## Task requirements
Below are the records; give again exactly the lines from the one containing "Give me the" through the one containing "export default App;", leaving out pictures.

## Data for this task
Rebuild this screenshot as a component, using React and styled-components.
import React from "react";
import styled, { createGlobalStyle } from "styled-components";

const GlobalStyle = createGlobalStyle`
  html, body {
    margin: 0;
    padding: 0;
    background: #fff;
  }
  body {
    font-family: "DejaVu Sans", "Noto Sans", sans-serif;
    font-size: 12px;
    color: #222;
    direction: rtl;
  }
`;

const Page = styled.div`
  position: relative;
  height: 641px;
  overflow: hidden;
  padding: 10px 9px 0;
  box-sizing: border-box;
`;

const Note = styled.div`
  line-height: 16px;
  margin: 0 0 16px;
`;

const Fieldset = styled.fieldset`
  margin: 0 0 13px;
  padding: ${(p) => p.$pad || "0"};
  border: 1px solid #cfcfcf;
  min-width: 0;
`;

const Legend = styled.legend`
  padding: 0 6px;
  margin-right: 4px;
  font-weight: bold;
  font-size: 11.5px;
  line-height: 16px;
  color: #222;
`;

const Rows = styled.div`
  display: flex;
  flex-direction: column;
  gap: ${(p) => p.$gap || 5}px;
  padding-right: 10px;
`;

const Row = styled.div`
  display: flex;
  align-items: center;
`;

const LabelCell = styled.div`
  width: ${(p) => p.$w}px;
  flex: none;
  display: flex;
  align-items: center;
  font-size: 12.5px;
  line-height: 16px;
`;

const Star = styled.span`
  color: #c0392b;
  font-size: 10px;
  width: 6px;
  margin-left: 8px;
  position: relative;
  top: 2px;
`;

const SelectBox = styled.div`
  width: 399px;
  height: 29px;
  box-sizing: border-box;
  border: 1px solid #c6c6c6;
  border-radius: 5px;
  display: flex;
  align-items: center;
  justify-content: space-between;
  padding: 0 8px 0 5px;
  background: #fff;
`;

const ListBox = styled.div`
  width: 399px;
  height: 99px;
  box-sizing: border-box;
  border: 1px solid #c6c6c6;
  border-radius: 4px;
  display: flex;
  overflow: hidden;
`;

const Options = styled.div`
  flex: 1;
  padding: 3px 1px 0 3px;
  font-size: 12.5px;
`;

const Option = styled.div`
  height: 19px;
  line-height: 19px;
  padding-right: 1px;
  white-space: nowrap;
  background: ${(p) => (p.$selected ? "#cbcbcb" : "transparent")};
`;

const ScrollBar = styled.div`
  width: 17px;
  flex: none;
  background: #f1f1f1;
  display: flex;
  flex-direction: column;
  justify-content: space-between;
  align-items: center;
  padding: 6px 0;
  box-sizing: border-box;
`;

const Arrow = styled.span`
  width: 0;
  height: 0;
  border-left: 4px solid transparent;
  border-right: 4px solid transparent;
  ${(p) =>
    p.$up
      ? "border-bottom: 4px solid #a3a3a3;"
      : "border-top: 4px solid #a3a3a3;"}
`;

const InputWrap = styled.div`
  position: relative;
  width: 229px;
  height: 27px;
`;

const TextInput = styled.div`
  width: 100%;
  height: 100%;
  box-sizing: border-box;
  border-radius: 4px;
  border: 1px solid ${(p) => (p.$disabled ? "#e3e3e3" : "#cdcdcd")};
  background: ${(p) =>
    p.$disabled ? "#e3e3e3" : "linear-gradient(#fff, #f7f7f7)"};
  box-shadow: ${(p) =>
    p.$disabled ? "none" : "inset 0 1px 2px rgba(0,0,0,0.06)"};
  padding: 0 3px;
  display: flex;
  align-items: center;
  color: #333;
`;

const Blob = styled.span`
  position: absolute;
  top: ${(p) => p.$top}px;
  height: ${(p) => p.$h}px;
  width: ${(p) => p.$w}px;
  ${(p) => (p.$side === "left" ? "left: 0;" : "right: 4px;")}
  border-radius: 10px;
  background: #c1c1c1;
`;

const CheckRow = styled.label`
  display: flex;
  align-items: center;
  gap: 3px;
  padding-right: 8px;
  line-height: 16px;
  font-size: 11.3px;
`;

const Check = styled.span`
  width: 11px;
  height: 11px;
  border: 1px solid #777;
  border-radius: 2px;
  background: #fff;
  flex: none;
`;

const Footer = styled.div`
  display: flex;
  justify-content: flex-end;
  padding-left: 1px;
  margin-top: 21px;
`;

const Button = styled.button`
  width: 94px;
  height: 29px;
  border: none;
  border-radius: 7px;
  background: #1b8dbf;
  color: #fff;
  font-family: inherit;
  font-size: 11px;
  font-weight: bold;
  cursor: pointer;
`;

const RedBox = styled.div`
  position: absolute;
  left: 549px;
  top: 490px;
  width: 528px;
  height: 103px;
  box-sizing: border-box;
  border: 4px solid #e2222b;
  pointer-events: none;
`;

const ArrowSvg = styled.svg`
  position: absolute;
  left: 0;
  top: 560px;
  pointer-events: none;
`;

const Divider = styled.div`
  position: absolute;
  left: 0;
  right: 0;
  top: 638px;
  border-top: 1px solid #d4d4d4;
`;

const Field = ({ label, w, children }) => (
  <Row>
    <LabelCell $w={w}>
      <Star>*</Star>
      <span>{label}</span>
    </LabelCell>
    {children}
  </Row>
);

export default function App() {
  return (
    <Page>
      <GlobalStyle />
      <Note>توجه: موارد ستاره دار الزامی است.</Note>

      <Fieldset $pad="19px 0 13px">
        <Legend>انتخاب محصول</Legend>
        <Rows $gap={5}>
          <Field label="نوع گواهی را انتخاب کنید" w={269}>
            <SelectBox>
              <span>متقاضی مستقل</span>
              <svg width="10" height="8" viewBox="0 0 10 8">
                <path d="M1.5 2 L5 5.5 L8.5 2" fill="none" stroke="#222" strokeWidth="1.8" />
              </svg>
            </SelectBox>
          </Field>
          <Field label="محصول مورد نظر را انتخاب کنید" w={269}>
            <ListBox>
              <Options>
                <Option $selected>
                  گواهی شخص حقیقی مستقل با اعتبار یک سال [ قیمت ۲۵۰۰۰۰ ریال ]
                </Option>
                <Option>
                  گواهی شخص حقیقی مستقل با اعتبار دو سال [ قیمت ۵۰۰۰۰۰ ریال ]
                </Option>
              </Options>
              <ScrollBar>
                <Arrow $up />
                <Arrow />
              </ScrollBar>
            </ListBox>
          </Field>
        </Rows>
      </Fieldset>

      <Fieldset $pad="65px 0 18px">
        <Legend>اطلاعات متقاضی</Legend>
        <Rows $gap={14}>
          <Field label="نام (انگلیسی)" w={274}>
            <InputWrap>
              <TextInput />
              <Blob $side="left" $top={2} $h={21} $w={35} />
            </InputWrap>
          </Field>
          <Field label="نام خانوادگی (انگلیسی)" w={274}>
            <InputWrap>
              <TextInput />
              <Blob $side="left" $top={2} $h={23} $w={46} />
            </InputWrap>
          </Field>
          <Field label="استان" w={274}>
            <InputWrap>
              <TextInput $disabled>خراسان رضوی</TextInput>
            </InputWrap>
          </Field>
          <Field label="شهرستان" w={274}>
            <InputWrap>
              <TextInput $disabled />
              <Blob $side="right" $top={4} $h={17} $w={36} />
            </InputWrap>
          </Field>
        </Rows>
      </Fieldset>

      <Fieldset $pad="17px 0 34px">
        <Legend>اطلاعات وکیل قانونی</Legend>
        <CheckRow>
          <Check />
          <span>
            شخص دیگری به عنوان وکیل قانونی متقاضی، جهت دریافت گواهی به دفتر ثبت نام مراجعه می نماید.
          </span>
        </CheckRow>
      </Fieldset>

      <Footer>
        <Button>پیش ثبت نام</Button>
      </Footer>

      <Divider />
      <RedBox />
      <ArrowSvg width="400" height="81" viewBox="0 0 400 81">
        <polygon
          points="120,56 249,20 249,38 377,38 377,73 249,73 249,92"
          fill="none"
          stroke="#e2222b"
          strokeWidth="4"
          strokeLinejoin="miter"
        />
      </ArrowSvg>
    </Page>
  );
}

--

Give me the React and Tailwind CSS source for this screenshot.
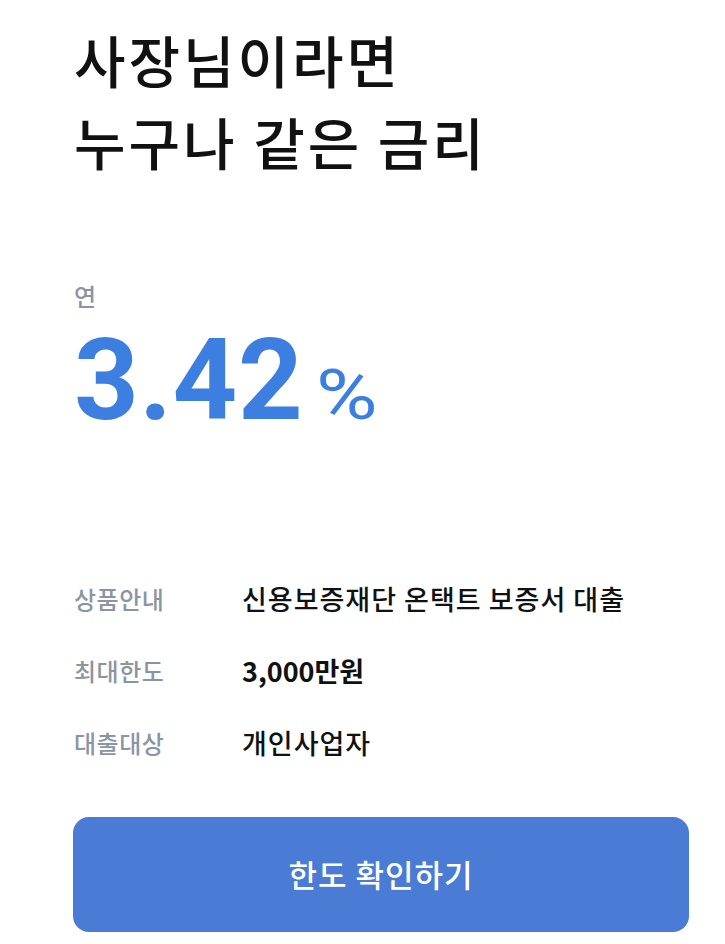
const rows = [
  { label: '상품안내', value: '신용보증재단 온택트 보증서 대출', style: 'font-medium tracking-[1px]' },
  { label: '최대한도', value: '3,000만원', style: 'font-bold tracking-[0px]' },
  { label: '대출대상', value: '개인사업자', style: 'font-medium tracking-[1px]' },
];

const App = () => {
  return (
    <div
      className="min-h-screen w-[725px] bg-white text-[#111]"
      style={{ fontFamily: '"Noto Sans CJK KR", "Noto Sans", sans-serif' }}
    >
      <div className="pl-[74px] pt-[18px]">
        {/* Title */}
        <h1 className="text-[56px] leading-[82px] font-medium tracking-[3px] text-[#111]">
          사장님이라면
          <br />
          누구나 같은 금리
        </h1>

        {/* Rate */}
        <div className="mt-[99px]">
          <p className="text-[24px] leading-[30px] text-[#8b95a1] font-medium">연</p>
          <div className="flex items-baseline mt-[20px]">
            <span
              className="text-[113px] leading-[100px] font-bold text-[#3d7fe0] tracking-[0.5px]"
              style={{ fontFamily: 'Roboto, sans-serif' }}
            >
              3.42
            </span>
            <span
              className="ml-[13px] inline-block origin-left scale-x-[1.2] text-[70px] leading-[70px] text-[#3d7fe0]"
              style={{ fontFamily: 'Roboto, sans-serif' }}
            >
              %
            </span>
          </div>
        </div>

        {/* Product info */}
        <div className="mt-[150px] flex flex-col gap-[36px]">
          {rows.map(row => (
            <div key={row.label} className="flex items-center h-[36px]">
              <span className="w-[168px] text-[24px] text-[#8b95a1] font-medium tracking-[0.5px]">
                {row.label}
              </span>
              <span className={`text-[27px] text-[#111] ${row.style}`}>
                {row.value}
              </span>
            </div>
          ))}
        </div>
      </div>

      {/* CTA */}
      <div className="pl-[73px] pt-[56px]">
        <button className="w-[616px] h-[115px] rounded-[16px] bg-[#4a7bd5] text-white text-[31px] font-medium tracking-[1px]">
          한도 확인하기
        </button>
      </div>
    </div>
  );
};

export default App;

==

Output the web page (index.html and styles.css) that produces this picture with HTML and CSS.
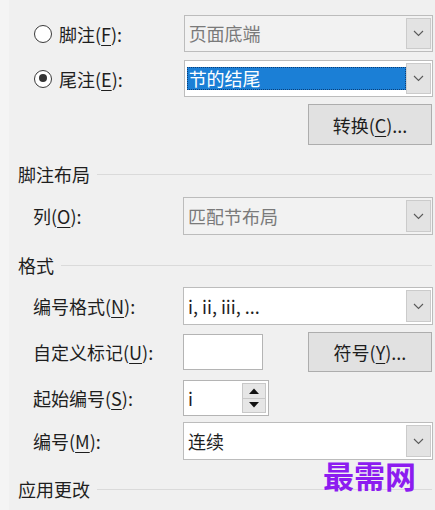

## Completed exercise
Give me the React and Tailwind CSS source for this screenshot.
const rows = [
  { label: '상품안내', value: '신용보증재단 온택트 보증서 대출', style: 'font-medium tracking-[1px]' },
  { label: '최대한도', value: '3,000만원', style: 'font-bold tracking-[0px]' },
  { label: '대출대상', value: '개인사업자', style: 'font-medium tracking-[1px]' },
];

const App = () => {
  return (
    <div
      className="min-h-screen w-[725px] bg-white text-[#111]"
      style={{ fontFamily: '"Noto Sans CJK KR", "Noto Sans", sans-serif' }}
    >
      <div className="pl-[74px] pt-[18px]">
        {/* Title */}
        <h1 className="text-[56px] leading-[82px] font-medium tracking-[3px] text-[#111]">
          사장님이라면
          <br />
          누구나 같은 금리
        </h1>

        {/* Rate */}
        <div className="mt-[99px]">
          <p className="text-[24px] leading-[30px] text-[#8b95a1] font-medium">연</p>
          <div className="flex items-baseline mt-[20px]">
            <span
              className="text-[113px] leading-[100px] font-bold text-[#3d7fe0] tracking-[0.5px]"
              style={{ fontFamily: 'Roboto, sans-serif' }}
            >
              3.42
            </span>
            <span
              className="ml-[13px] inline-block origin-left scale-x-[1.2] text-[70px] leading-[70px] text-[#3d7fe0]"
              style={{ fontFamily: 'Roboto, sans-serif' }}
            >
              %
            </span>
          </div>
        </div>

        {/* Product info */}
        <div className="mt-[150px] flex flex-col gap-[36px]">
          {rows.map(row => (
            <div key={row.label} className="flex items-center h-[36px]">
              <span className="w-[168px] text-[24px] text-[#8b95a1] font-medium tracking-[0.5px]">
                {row.label}
              </span>
              <span className={`text-[27px] text-[#111] ${row.style}`}>
                {row.value}
              </span>
            </div>
          ))}
        </div>
      </div>

      {/* CTA */}
      <div className="pl-[73px] pt-[56px]">
        <button className="w-[616px] h-[115px] rounded-[16px] bg-[#4a7bd5] text-white text-[31px] font-medium tracking-[1px]">
          한도 확인하기
        </button>
      </div>
    </div>
  );
};

export default App;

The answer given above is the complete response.